>> Start Listed records

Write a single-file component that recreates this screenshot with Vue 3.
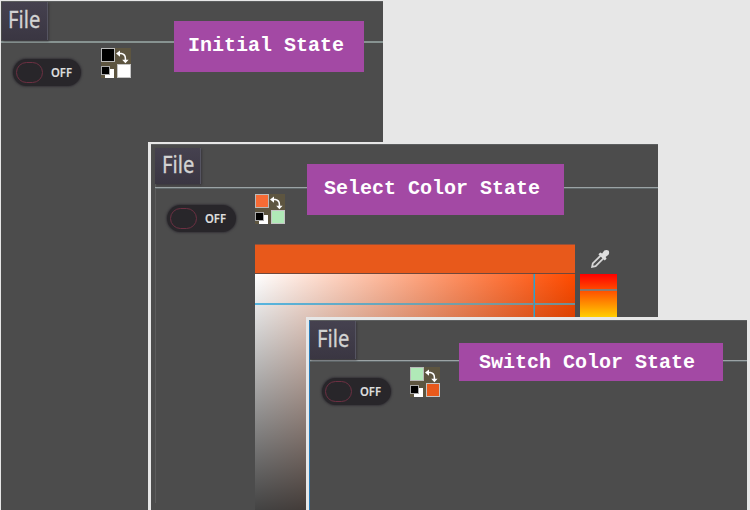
<script setup>
const windows = [
  { id: 'initial', label: 'Initial State', fg: '#000000', bg: '#ffffff', picker: false },
  { id: 'select', label: 'Select Color State', fg: '#f76b35', bg: '#b0e9b7', picker: true },
  { id: 'switch', label: 'Switch Color State', fg: '#b0e9b7', bg: '#e8591b', picker: false },
]
</script>

<template>
  <main class="desktop">
    <section v-for="w in windows" :key="w.id" class="window" :class="w.id">
      <header class="menubar">
        <button class="file"><span>File</span></button>
      </header>
      <div class="toolbar">
        <div class="toggle">
          <span class="knob"></span>
          <span class="state">OFF</span>
        </div>
        <svg class="swatches" width="30" height="30" viewBox="0 0 30 30">
          <rect width="30" height="30" fill="#5d5540" />
          <rect x="0.5" y="0.5" width="13" height="13" :fill="w.fg" stroke="#b9b9b9" />
          <rect x="16.5" y="16.5" width="13" height="13" :fill="w.bg" stroke="#c4c4c4" />
          <rect x="4" y="21" width="9" height="9" fill="#fff" />
          <rect x="0.5" y="18.5" width="8" height="8" fill="#000" stroke="#a9a9a9" />
          <path d="M18 5.6H20.4Q24.4 6.4 24.4 10.5V12" fill="none" stroke="#fff" stroke-width="1.5" />
          <path d="M15 5.6L19 2.4V8.8ZM24.4 15.2L21.2 11.8H27.6Z" fill="#fff" />
        </svg>
      </div>
      <div v-if="w.picker" class="picker">
        <div class="main-column">
          <div class="current"></div>
          <div class="field">
            <i class="cross-x"></i>
            <i class="cross-y"></i>
          </div>
        </div>
        <div class="side-column">
          <svg class="dropper" width="20" height="20" viewBox="0 0 20 20">
            <path d="M2.1 17.9L2.8 14.4L11.2 6L14 8.8L5.6 17.2Z" fill="none" stroke="#d6d6d6" stroke-width="1.8" />
            <path d="M8.4 5.3L10.3 3.4L12.1 4.4L14.3 1.6Q16.4.2 18.5 1.6Q19.8 3.6 18.5 5.8L15.6 8L16.6 9.7L14.7 11.6Z" fill="#dedede" />
          </svg>
          <div class="hue"><i></i></div>
        </div>
      </div>
      <div class="label">{{ w.label }}</div>
    </section>
  </main>
</template>

<style>
body {
  margin: 0;
  overflow: hidden;
}
</style>

<style scoped>
.desktop {
  position: relative;
  width: 750px;
  height: 510px;
  overflow: hidden;
  background: #e7e7e7;
}
.window {
  position: absolute;
  bottom: 0;
  box-sizing: border-box;
  overflow: hidden;
  background: #4c4c4c;
  border-top: 1px solid #5d5f60;
}
.initial {
  left: 1px;
  top: 1px;
  width: 382px;
}
.select {
  left: 151px;
  top: 144px;
  width: 507px;
  padding-left: 4px;
  background: linear-gradient(#5c5c5c, #5c5c5c) 4px 3px / 1px 355px no-repeat #4c4c4c;
}
.switch {
  left: 309px;
  top: 320px;
  width: 438px;
  border-left: 1px solid #287cba;
}
/* light frames that separate stacked windows */
.select {
  box-shadow: -3px 0 0 #e7e7e7, -3px -2px 0 #e7e7e7, 0 -2px 0 #e7e7e7;
}
.switch {
  box-shadow: -3px 0 0 #e7e7e7, -3px -3px 0 #e7e7e7, 0 -3px 0 #e7e7e7;
}
.menubar {
  box-sizing: border-box;
  height: 41px;
  border-bottom: 2px solid #879391;
}
.select .menubar {
  height: 43px;
  padding-top: 3px;
  border-bottom: 1px solid #9ba3a5;
  box-shadow: 0 1px 0 #60686a;
}
.switch .menubar {
  height: 40px;
  border-bottom: 1px solid #9ba3a5;
  box-shadow: 0 1px 0 #60686a;
}
.file {
  display: flex;
  align-items: flex-start;
  box-sizing: border-box;
  width: 46px;
  height: 38px;
  margin: 0;
  padding: 0 0 0 7px;
  border: 0;
  border-right: 1px solid #555461;
  background: linear-gradient(#45414f, #3a3642);
  box-shadow: 1px 1px 2px #38363b;
  color: #d2d2d2;
  font: 23px/34px "Noto Sans", sans-serif;
  text-align: left;
}
.select .file {
  height: 36px;
  line-height: 33px;
}
.initial .file {
  margin-left: 1px;
  padding-left: 6px;
}
.file span {
  display: inline-block;
  transform: scaleX(0.88);
  transform-origin: left;
  -webkit-text-stroke: 0.3px #d2d2d2;
}
.toolbar {
  display: flex;
  align-items: flex-start;
  gap: 19px;
  padding: 5px 0 0 12px;
}
.select .toolbar,
.switch .toolbar {
  padding-top: 6px;
}
.toggle {
  display: flex;
  align-items: center;
  box-sizing: border-box;
  width: 69px;
  height: 27px;
  margin-top: 11px;
  padding-left: 3px;
  border-radius: 14px;
  background: #28262a;
  box-shadow: 0 0 2px 1px #353338;
}
.initial .toggle {
  width: 68px;
}
.knob {
  box-sizing: border-box;
  width: 27px;
  height: 21px;
  border: 1px solid #6c3042;
  border-radius: 11px;
}
.state {
  margin-left: 8px;
  color: #dedede;
  font: 600 12.5px/27px "Noto Sans", sans-serif;
  transform: scaleX(0.9);
  transform-origin: left;
  -webkit-text-stroke: 0.2px #dedede;
}
.swatches {
  display: block;
  flex: none;
}
.initial .swatches {
  margin-left: 1px;
}
.picker {
  display: flex;
  gap: 5px;
  margin: 12px 0 0 100px;
}
.main-column {
  width: 320px;
}
.current {
  box-sizing: border-box;
  height: 30px;
  background: #e8591b;
  border-top: 1px solid #965038;
  border-bottom: 1px solid #70483c;
}
.field {
  position: relative;
  height: 320px;
  background: linear-gradient(transparent, #000), linear-gradient(to right, #fff, #ff4b00);
}
.cross-x,
.cross-y {
  position: absolute;
}
.cross-x {
  left: 0;
  right: 0;
  top: 29px;
  height: 2px;
  background: linear-gradient(to right, #55b4df, #789ba0 70%, #708f94);
}
.cross-y {
  top: 0;
  bottom: 0;
  left: 279px;
  width: 1px;
  background: #2ba2cc;
  box-shadow: -1px 0 0 #907f78;
}
.side-column {
  width: 37px;
}
.dropper {
  display: block;
  margin: 5px 0 5px 10px;
}
.hue {
  height: 320px;
  padding-top: 15px;
  box-sizing: border-box;
  background: linear-gradient(#f00, #ff0 16.667%, #0f0 33.333%, #0ff 50%, #00f 66.667%, #f0f 83.333%, #f00);
}
.hue i {
  display: block;
  height: 2px;
  background: #897a70;
}
.label {
  position: absolute;
  display: flex;
  align-items: center;
  box-sizing: border-box;
  padding-left: 14px;
  background: #a349a4;
  color: #fff;
  font: bold 20px/24px "Liberation Mono", monospace;
  white-space: pre;
}
.initial .label {
  left: 173px;
  top: 19px;
  width: 190px;
  height: 51px;
  padding-bottom: 1px;
}
.select .label {
  left: 156px;
  top: 19px;
  width: 257px;
  height: 51px;
  padding-left: 17px;
  padding-bottom: 2px;
}
.switch .label {
  left: 149px;
  top: 22px;
  width: 264px;
  height: 38px;
  padding: 1px 0 0 20px;
}
</style>
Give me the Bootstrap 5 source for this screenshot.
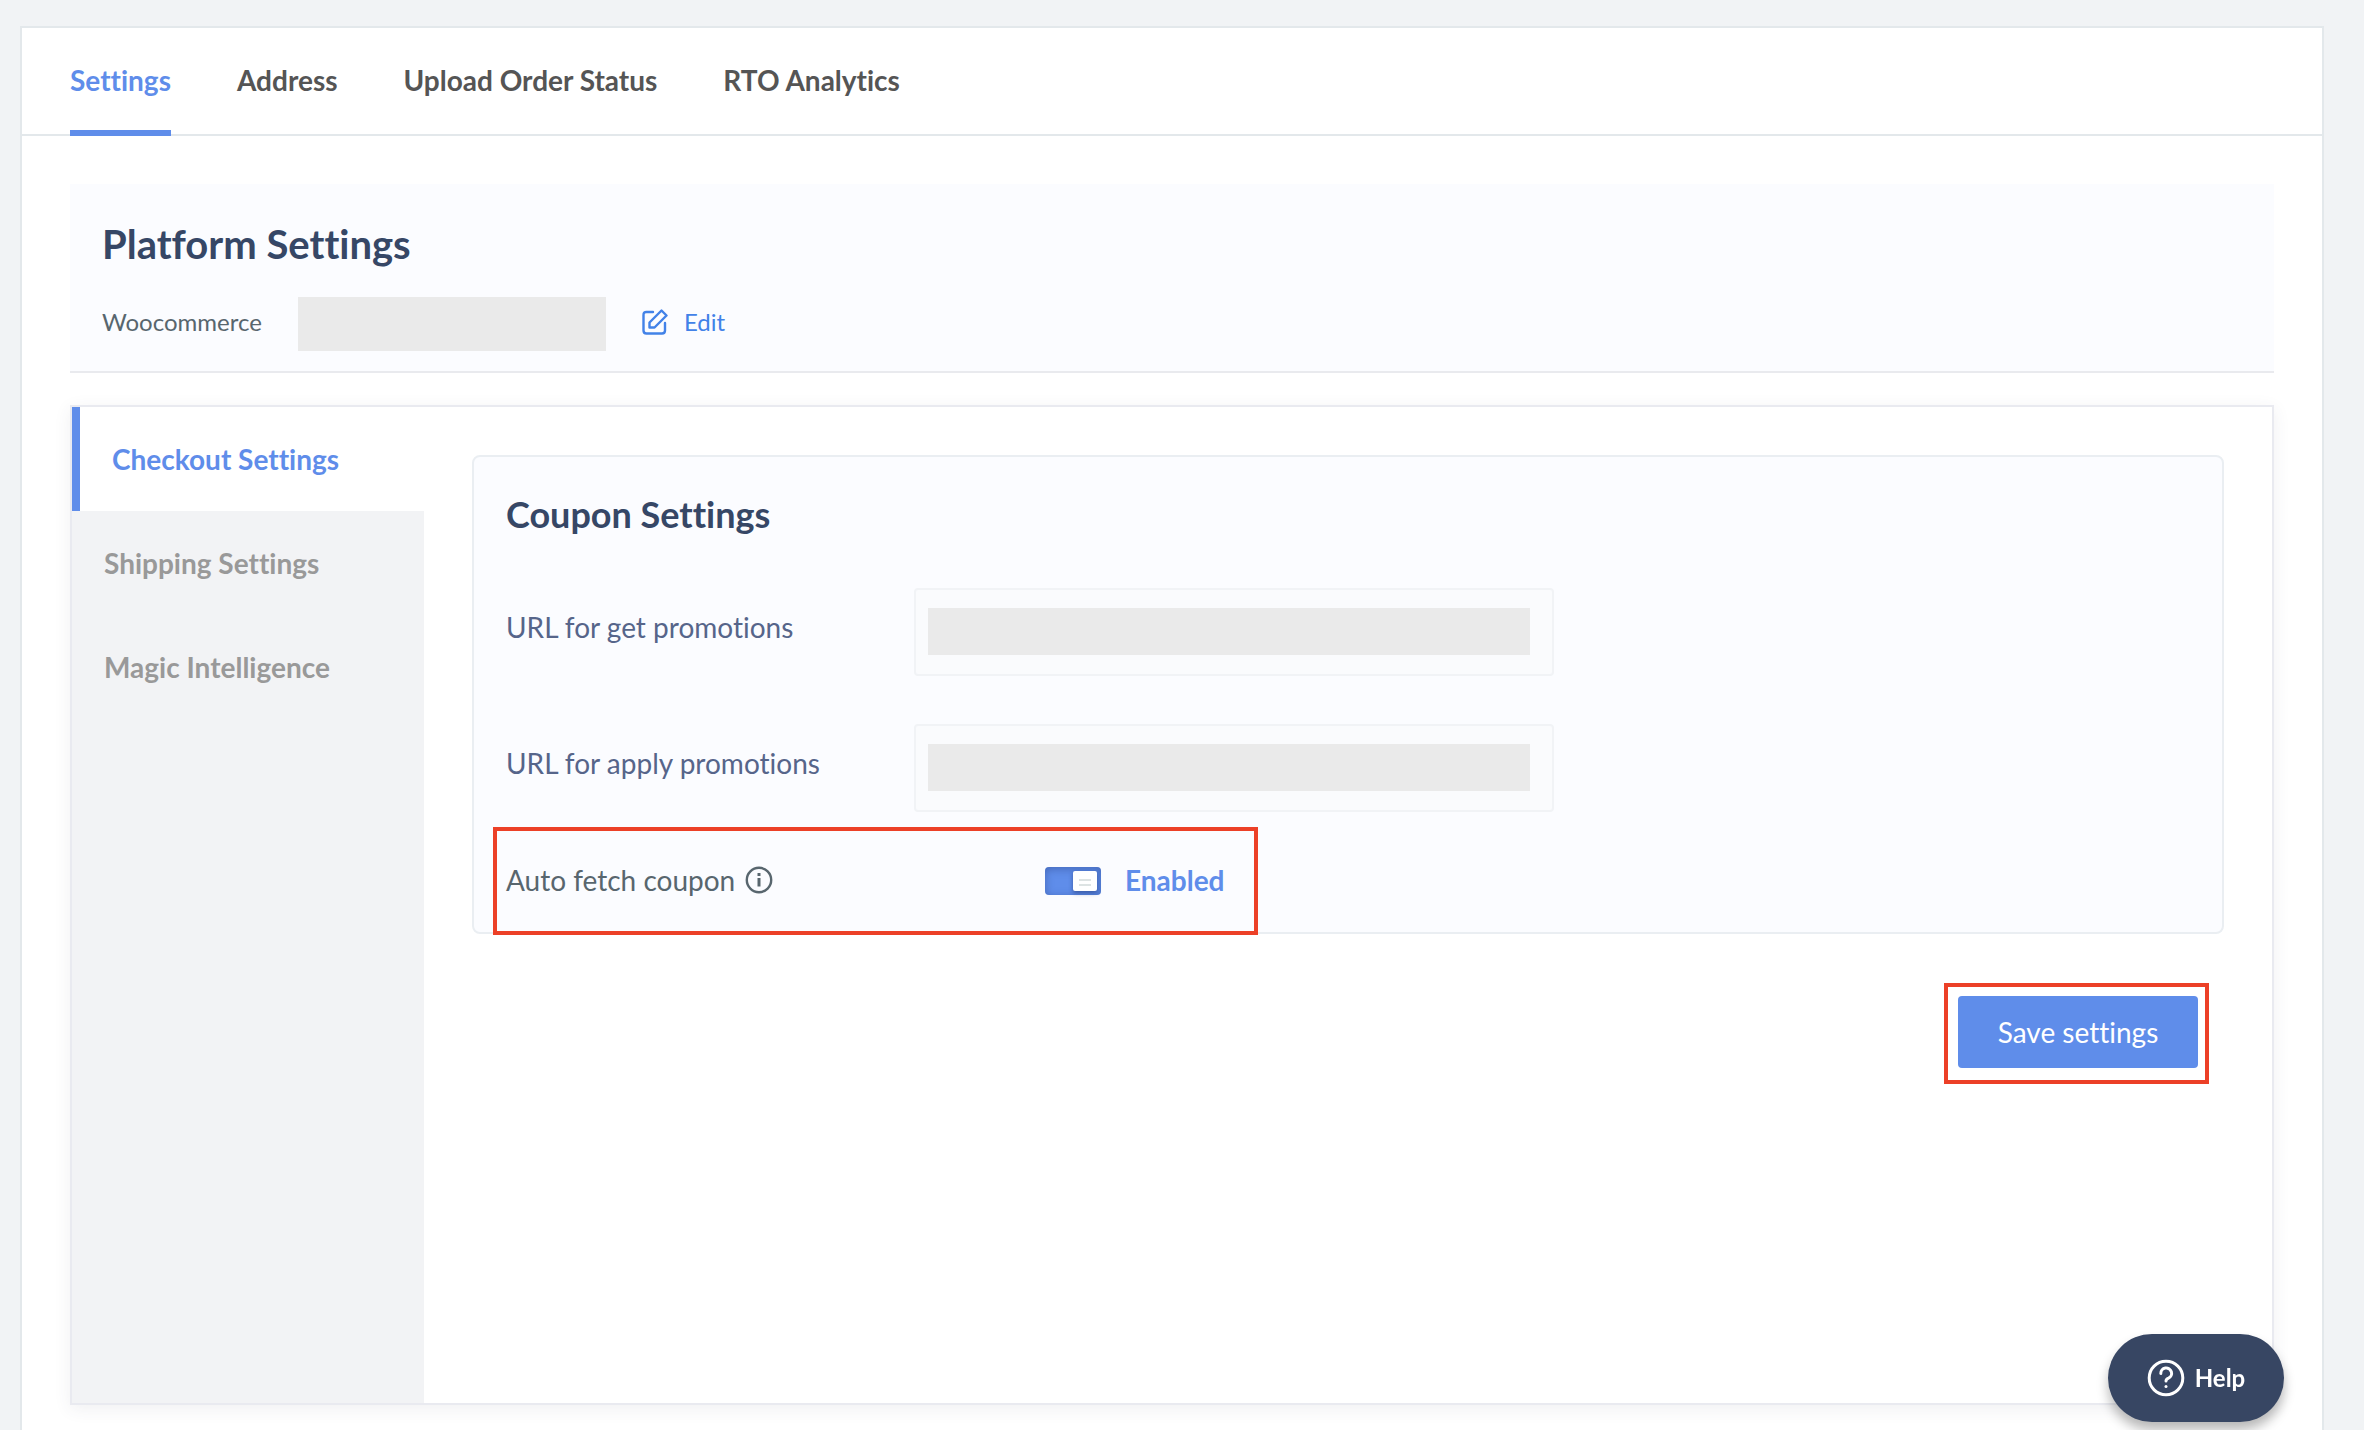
<!DOCTYPE html>
<html lang="en">
<head>
<meta charset="utf-8">
<meta name="viewport" content="width=device-width, initial-scale=1">
<title>Platform Settings</title>
<link href="https://cdn.jsdelivr.net/npm/bootstrap@5.3.0/dist/css/bootstrap.min.css" rel="stylesheet">
<style>
  :root { --brand: #5f8dea; --ink: #364766; --line: #e3e8eb; --tint: #fbfcff; --mask: #eaeaea; --mark: #ec4027; }
  body { font-family: Lato, "Liberation Sans", sans-serif; font-variant-ligatures: none; font-size: 28px; line-height: 40px; color: #58666e; background: #f1f3f5; }
  button { font-variant-ligatures: none; }
  .page { padding: 26px 40px 0 20px; }
  .panel { background: #fff; border: 2px solid var(--line); border-bottom: 0; }
  .top-tabs { gap: 66px; padding: 0 48px; border-bottom: 2px solid var(--line); }
  .top-tabs .nav-link { padding: 32px 0 30px; margin-bottom: -2px; border-bottom: 6px solid transparent; font-weight: 700; color: #555; }
  .top-tabs .nav-link.active { color: var(--brand); border-color: var(--brand); }
  .panel-content { padding: 48px 48px 25px; gap: 32px; }
  .platform { background: var(--tint); border-bottom: 2px solid #e9eaee; padding: 32px 32px 20px; }
  .platform h1 { font-size: 40px; line-height: 56px; font-weight: 700; color: var(--ink); margin-bottom: 25px; }
  .platform-row { font-size: 24px; gap: 36px; }
  .platform-row label, .edit-link { padding-bottom: 4px; }
  .platform-value { width: 308px; height: 54px; border: 0; background: var(--mask); }
  .edit-link { color: #4282e8; text-decoration: none; gap: 16px; }
  .workspace { border: 2px solid #e9eaf0; box-shadow: 0 4px 16px rgba(60, 60, 90, .08); }
  .side-nav { width: 352px; background: #f2f3f5; }
  .side-nav .nav-link { padding: 32px; font-weight: 700; color: #999; }
  .side-nav .nav-link.active { color: var(--brand); background: #fff; border-left: 8px solid var(--brand); }
  .workspace-body { padding: 48px; }
  .coupon { background: var(--tint); border: 2px solid #eaeef2; border-radius: 8px; padding: 32px; }
  .coupon h2 { font-size: 36px; line-height: 50px; font-weight: 700; color: var(--ink); margin-bottom: 49px; }
  .url-row { margin-bottom: 48px; }
  .url-row label { width: 408px; padding-top: 19px; color: #56658a; }
  .url-input { width: 640px; height: 88px; border: 2px solid #f1f3f6; border-radius: 4px; background: linear-gradient(var(--mask), var(--mask)) 12px 18px / 602px 47px no-repeat #fafbfd; }
  .fetch-name { width: 539px; gap: 10px; }
  .toggle { appearance: none; position: relative; width: 56px; height: 28px; margin: 2px 24px 0 0; border-radius: 4px; background: var(--brand); box-shadow: inset 0 2px 8px rgba(30, 50, 110, .4); }
  .toggle::before { content: ""; position: absolute; top: 4px; right: 4px; width: 24px; height: 20px; border-radius: 2px; box-shadow: 0 2px 4px rgba(20, 40, 100, .5);
    background: linear-gradient(#dde3e3, #dde3e3) 6px 8px / 12px 2px no-repeat, linear-gradient(#dde3e3, #dde3e3) 6px 13px / 12px 2px no-repeat #fff; }
  .toggle:not(:checked) { background: #bbb; }
  .toggle:not(:checked)::before { right: 28px; }
  .enabled-text { color: var(--brand); font-weight: 700; }
  .callout { position: absolute; border: 4px solid var(--mark); pointer-events: none; }
  .callout-fetch { left: -13px; right: 0; top: -33px; bottom: -35px; }
  .fetch-wrap { width: 752px; }
  .save-zone { margin: 62px 26px 0 0; }
  .save-btn { width: 240px; height: 72px; border: 0; border-radius: 4px; background: var(--brand); color: #fff; }
  .callout-save { left: -14px; right: -11px; top: -13px; bottom: -16px; }
  .help-btn { position: fixed; right: 80px; bottom: 8px; width: 176px; height: 88px; gap: 10px; border: 0; border-radius: 44px; background: #374663; color: #fff; font-size: 24px; font-weight: 700; box-shadow: 0 8px 12px rgba(0, 0, 0, .28); }
</style>
</head>
<body>
<div class="page min-vh-100 d-flex flex-column">
  <div class="panel flex-grow-1 d-flex flex-column">
    <nav class="top-tabs nav" aria-label="Sections">
      <a class="nav-link active" aria-current="page" href="#">Settings</a>
      <a class="nav-link" href="#">Address</a>
      <a class="nav-link" href="#">Upload Order Status</a>
      <a class="nav-link" href="#">RTO Analytics</a>
    </nav>
    <main class="panel-content flex-grow-1 d-flex flex-column">
      <section class="platform">
        <h1>Platform Settings</h1>
        <div class="platform-row d-flex align-items-center">
          <label for="store">Woocommerce</label>
          <input class="platform-value" id="store" type="text" readonly>
          <a class="edit-link d-flex align-items-center" href="#">
            <svg width="26" height="26" viewBox="0 0 26 26" fill="none" stroke="currentColor" stroke-width="2.400" stroke-linejoin="round" stroke-linecap="round" aria-hidden="true"><path d="M11 3H4.500Q1.500 3 1.500 6V21.500Q1.500 24.500 4.500 24.500H20Q23 24.500 23 21.500V14"/><path d="M7.500 13.500 19.500 1.500 24.500 6.500 12.500 18.500H7.500Z"/></svg>
            Edit</a>
        </div>
      </section>
      <section class="workspace flex-grow-1 d-flex">
        <nav class="side-nav nav flex-column flex-shrink-0" aria-label="Settings groups">
          <a class="nav-link active" href="#">Checkout Settings</a>
          <a class="nav-link" href="#">Shipping Settings</a>
          <a class="nav-link" href="#">Magic Intelligence</a>
        </nav>
        <form class="workspace-body flex-grow-1">
          <div class="coupon">
            <h2>Coupon Settings</h2>
            <div class="url-row d-flex">
              <label for="get-url">URL for get promotions</label>
              <input class="url-input" id="get-url" type="text">
            </div>
            <div class="url-row d-flex">
              <label for="apply-url">URL for apply promotions</label>
              <input class="url-input" id="apply-url" type="text">
            </div>
            <div class="fetch-wrap position-relative">
              <div class="fetch-row d-flex align-items-center">
                <div class="fetch-name d-flex align-items-center">
                  <label for="auto-fetch">Auto fetch coupon</label>
                  <svg width="28" height="28" viewBox="0 0 28 28" fill="none" stroke="currentColor" stroke-width="2.400" aria-hidden="true"><circle cx="14" cy="14" r="12.200"/><path stroke-width="3" d="M14 12V20.500M14 7V10"/></svg>
                </div>
                <input class="toggle" id="auto-fetch" type="checkbox" role="switch" checked>
                <span class="enabled-text">Enabled</span>
              </div>
              <div class="callout callout-fetch"></div>
            </div>
          </div>
          <div class="save-zone d-flex justify-content-end">
            <div class="position-relative">
              <button class="save-btn" type="submit">Save settings</button>
              <div class="callout callout-save"></div>
            </div>
          </div>
        </form>
      </section>
    </main>
  </div>
</div>
<button class="help-btn d-flex align-items-center justify-content-center" type="button">
  <svg width="38" height="38" viewBox="0 0 38 38" fill="none" stroke="currentColor" stroke-width="3" stroke-linecap="round" stroke-linejoin="round" aria-hidden="true"><circle cx="19" cy="19" r="16.800"/><path d="M13.800 14.500A5.400 5.400 0 1 1 21.500 19.200Q19 20.200 19 22"/><path d="M19 27.500V27.600"/></svg>
  Help</button>
<script src="https://cdn.jsdelivr.net/npm/bootstrap@5.3.0/dist/js/bootstrap.bundle.min.js"></script>
</body>
</html>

>> End Listed records

* Goal:
For the records above, state how many lines include the string "this", giving the number and nothing else.

* Full answer:
2